Ms Dhu's death in custody: The shocking footage that Australia needs to see
This piece was first published by The Sydney Morning Herald
Dragged from her cell. Handcuffed and paralysed. Hauled, dying, into the back of a police truck. This week Australia may be confronted, yet again, with images and footage of the justice system failing Aboriginal people, with devastating results.
Ms Dhu, whose first name is not used for cultural reasons, died slowly and alone on the concrete floor of a regional police cell at South Hedland police station in August 2014. She was 22 years old, had never been in custody before and was locked up for three days because she couldn't pay her fines.
The Western Australian Coroner presiding over the inquest into Ms Dhu's death in police custody will decide whether to publicly release harrowing footage of Ms Dhu, a young Yamatji woman, dying a cruel, unnecessary death.
We've witnessed the capacity of shocking footage to propel action and accountability after Four Corners aired footage from the Don Dale youth detention centre. Sometimes we have to see in order to believe.
I sat with Ms Dhu's family when the footage of her death was played in the Coroner's Court. They held their breath, watching their beloved daughter, sister, cousin and granddaughter crying out in pain, being dismissed and ignored by those who owed her a duty of care.
Ms Dhu's family wants the world to see this footage. They have tirelessly advocated for the past two years for us to see what they can never un-see. They want us to know what now haunts them and many other Aboriginal families every day: that prejudice and intolerance live and breathe in the very bones of the criminal justice system. And that accountability for this is rare.
As a teenager, Ms Dhu should have been cautioned and diverted for her low-level offending, rather than arrested by police and fined by a magistrate. As a young adult – poor and in a domestic violence situation – she should have never been taken into police custody and locked up for being unable to pay her fines. And in custody, she should have never been treated inhumanely and with such contempt for her wellbeing. Ms Dhu should never have died in custody.
Western Australia has the highest Aboriginal imprisonment rates in Australia; and Aboriginal women are the fastest-growing prisoner demographic in the country. Mick Gooda, the former Social Justice Commissioner, has called Aboriginal peoples' over-imprisonment a human rights crisis.

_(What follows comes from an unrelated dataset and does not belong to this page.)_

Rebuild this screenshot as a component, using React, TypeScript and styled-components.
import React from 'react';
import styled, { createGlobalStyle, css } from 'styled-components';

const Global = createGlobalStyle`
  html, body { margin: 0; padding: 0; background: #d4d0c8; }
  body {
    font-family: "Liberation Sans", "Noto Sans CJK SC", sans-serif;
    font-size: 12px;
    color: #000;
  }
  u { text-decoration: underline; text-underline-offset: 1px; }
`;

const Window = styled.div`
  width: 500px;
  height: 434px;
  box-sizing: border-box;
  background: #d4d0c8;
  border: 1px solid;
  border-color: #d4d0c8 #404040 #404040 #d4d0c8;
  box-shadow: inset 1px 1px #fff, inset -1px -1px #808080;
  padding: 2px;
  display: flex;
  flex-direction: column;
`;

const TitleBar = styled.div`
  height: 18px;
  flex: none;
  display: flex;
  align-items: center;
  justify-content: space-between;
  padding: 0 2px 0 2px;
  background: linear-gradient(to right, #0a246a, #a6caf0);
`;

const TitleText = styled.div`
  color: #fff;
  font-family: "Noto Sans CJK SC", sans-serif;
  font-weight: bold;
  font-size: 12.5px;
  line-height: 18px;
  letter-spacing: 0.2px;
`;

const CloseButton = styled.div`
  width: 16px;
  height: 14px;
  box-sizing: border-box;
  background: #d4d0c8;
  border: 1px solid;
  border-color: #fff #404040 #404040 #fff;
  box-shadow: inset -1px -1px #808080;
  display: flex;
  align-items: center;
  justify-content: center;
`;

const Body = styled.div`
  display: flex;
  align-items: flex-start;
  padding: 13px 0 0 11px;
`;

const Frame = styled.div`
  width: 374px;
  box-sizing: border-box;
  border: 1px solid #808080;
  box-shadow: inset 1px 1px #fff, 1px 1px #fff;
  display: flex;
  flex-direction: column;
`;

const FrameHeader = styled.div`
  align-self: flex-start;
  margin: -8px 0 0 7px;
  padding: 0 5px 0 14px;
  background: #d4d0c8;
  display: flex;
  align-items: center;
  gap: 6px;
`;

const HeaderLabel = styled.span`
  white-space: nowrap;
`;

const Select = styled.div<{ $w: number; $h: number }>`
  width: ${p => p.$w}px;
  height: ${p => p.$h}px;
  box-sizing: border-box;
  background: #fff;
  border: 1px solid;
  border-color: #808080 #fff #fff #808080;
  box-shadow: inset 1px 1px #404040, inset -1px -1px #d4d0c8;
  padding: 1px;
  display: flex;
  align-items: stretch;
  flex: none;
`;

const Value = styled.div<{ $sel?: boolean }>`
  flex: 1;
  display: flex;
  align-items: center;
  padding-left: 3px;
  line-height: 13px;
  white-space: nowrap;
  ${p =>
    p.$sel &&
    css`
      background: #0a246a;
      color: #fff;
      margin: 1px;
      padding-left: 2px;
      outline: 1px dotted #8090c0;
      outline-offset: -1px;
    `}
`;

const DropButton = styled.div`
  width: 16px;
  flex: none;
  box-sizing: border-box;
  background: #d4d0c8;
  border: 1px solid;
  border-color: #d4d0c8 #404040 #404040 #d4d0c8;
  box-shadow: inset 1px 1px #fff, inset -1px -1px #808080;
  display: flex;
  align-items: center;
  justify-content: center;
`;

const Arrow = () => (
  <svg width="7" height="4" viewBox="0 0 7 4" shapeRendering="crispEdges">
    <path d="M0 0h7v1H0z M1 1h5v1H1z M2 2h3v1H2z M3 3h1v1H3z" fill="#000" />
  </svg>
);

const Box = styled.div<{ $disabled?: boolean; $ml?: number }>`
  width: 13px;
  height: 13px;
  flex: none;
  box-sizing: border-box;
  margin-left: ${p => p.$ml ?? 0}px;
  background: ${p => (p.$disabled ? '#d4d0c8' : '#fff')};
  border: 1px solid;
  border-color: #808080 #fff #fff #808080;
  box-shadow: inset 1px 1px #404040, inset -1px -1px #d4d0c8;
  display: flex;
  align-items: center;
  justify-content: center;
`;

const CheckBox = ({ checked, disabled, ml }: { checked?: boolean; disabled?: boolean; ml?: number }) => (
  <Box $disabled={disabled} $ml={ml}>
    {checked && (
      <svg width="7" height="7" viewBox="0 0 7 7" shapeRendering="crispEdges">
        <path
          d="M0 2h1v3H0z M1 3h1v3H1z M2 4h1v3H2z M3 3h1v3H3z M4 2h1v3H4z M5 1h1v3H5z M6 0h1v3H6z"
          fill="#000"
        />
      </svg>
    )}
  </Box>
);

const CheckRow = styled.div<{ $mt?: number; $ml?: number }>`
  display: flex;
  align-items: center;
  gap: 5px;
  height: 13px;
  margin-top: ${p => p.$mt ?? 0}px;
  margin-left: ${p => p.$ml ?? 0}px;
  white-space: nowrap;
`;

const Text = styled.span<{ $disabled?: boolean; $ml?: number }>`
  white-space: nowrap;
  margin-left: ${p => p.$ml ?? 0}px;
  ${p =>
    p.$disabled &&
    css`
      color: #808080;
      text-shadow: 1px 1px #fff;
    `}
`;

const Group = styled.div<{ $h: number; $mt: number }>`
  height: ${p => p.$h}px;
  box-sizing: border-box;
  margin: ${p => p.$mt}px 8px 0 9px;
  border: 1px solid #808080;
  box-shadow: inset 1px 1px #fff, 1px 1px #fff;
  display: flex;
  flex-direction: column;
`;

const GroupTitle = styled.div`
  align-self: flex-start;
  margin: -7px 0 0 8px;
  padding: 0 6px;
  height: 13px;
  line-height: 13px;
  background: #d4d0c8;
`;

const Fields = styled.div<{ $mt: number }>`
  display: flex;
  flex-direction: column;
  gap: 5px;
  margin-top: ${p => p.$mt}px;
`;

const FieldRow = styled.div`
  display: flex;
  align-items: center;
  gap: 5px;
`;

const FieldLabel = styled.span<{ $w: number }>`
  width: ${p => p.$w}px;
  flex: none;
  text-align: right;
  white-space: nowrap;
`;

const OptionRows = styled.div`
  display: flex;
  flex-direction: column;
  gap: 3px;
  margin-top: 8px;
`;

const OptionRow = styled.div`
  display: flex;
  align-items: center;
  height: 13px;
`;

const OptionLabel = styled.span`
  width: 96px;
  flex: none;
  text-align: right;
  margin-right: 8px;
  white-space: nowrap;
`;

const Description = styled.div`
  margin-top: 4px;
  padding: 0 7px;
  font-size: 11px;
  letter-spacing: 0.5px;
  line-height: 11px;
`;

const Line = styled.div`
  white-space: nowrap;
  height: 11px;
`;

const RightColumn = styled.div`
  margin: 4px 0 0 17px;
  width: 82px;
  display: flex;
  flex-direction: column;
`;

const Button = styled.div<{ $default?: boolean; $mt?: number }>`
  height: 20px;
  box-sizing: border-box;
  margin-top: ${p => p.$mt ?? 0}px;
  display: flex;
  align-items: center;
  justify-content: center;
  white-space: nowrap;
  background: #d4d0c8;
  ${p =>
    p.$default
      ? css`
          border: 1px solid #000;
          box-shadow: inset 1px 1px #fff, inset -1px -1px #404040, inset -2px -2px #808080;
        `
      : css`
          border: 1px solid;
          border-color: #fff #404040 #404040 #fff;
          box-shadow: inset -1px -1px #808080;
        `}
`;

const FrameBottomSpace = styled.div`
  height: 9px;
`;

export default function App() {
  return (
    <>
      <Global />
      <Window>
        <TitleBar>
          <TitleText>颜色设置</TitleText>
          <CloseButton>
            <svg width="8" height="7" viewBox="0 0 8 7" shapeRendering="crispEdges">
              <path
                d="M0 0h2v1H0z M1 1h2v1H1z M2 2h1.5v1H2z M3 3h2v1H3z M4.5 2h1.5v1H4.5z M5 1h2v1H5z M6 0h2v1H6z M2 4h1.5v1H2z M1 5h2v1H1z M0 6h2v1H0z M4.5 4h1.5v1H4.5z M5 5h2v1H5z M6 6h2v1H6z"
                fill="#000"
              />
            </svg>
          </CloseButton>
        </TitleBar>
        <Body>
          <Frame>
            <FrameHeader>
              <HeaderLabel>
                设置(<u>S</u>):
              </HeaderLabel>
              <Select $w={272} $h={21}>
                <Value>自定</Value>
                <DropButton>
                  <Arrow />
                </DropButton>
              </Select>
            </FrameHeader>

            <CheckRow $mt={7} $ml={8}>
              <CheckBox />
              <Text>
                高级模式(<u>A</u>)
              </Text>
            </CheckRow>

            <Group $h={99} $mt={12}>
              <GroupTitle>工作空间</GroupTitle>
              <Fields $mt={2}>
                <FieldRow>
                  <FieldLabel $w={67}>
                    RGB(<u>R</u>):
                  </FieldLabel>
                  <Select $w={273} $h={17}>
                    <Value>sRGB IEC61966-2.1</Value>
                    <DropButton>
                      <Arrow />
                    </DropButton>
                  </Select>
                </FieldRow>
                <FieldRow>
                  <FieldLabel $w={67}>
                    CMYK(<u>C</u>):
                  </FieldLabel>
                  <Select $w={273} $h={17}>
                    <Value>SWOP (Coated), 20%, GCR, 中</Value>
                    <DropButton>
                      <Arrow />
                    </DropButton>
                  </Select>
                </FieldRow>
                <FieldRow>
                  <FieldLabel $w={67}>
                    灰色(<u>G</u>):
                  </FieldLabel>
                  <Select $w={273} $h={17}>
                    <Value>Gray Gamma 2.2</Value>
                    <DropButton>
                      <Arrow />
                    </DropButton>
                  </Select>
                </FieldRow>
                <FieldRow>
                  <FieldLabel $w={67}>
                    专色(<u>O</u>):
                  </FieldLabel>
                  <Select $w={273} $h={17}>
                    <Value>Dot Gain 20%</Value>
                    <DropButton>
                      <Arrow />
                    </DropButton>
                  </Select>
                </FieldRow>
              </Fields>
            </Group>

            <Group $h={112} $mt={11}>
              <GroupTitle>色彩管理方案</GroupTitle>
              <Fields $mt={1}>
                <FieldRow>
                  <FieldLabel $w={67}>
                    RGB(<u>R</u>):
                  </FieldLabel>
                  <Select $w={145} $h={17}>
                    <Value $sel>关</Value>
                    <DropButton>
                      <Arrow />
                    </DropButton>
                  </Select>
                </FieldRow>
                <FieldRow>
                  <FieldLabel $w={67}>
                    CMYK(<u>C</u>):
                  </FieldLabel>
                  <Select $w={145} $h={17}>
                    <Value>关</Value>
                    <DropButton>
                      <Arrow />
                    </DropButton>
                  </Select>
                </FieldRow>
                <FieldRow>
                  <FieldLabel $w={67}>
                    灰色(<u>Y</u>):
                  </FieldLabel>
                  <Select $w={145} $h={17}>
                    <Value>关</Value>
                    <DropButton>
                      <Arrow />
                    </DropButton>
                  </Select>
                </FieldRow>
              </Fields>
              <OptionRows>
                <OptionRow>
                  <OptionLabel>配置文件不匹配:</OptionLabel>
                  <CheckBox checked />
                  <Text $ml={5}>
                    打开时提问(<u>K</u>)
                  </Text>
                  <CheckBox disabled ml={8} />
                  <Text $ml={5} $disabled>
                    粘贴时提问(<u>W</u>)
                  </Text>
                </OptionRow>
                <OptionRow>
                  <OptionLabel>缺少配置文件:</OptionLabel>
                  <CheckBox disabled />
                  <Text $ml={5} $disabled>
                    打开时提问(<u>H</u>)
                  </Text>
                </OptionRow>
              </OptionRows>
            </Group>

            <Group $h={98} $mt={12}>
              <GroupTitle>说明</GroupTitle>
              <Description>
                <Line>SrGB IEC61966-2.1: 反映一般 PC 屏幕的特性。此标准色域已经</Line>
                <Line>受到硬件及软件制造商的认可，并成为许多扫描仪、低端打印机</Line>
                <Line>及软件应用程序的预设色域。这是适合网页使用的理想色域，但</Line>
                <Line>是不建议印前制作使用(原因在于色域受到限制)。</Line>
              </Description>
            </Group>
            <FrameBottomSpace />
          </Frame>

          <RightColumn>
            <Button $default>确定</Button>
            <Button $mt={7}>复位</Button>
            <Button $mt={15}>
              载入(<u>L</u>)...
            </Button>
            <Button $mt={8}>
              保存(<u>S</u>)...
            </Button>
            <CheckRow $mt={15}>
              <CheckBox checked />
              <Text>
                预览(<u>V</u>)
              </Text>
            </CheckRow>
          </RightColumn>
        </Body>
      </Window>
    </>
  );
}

The United Nations repeatedly hauls Australia over the coals for this injustice.
As a society, we have known these stark facts for some time, but we tend to live in a state of collective denial when it comes to racial prejudice and the criminal justice system.
Non-Indigenous people, like me, can largely choose the privilege of turning a blind eye. It is rarely our fathers, aunties, children or siblings who are punished by a justice system septic with discrimination. Australia now locks up more people than ever before, and it is marginalised people who suffer the brunt of this hyper-imprisonment culture.
So in truth, we should not be shocked by the brutality of Ms Dhu's death when for so long we, and our elected representatives, have ignored the evidence.
Twenty-five years ago the Royal Commission into Aboriginal Deaths in Custody provided a road map for reducing imprisonment rates. Numerous national and state and territory reports have rehashed the importance of the royal commission's recommendations. But successive governments around Australia have chosen to ignore these recommendations. One was to use cautions and diversion wherever possible. Another was to avoid locking people up for unpaid fines. Another was to properly fund and consult with Aboriginal organisations.
The Western Australian Premier, Colin Barnett, made a personal promise to Ms Dhu's family that he would take meaningful action. But Aboriginal women in Western Australia continue to be locked up at unprecedented rates because they cannot pay their fines. The Aboriginal Legal Service is still not adequately funded. And punitive, "lock-em-up" policies and practices prevail.
Victoria is perhaps the only jurisdiction to have made a genuine, long-term effort to begin to turn things around. An Aboriginal Justice Agreement; Koori Courts; justice targets; recently improved fines laws; diversionary practices; and a Charter of Human Rights are all critical steps in the right direction. While still more can be done, this progress has required commitment and ongoing consultation.
If the Western Australian Coroner releases the footage to the public this week, it is incumbent upon us all to watch, to be outraged and then to demand change. It is well and truly time for us to insist that our elected representatives – and the laws and policies they enact – value the lives and liberty of Aboriginal people.
It has now been more than two years since Ms Dhu died. Her family is still awaiting answers. They will never stop grieving. They will never again celebrate Christmas in the same way because Ms Dhu's birthday is on Boxing Day. They are forever marred by an unimaginable suffering; compounded by an Australia that implicitly but repeatedly says that Aboriginal peoples' lives matter less.
We owe it to Ms Dhu and her family to stand by their side and demand accountability and change. Equality and justice should be hallmarks of our society, rather than reserved for those of us with the privilege to pretend they already are.
Ruth Barson is director of legal advocacy at the Human Rights Law Centre.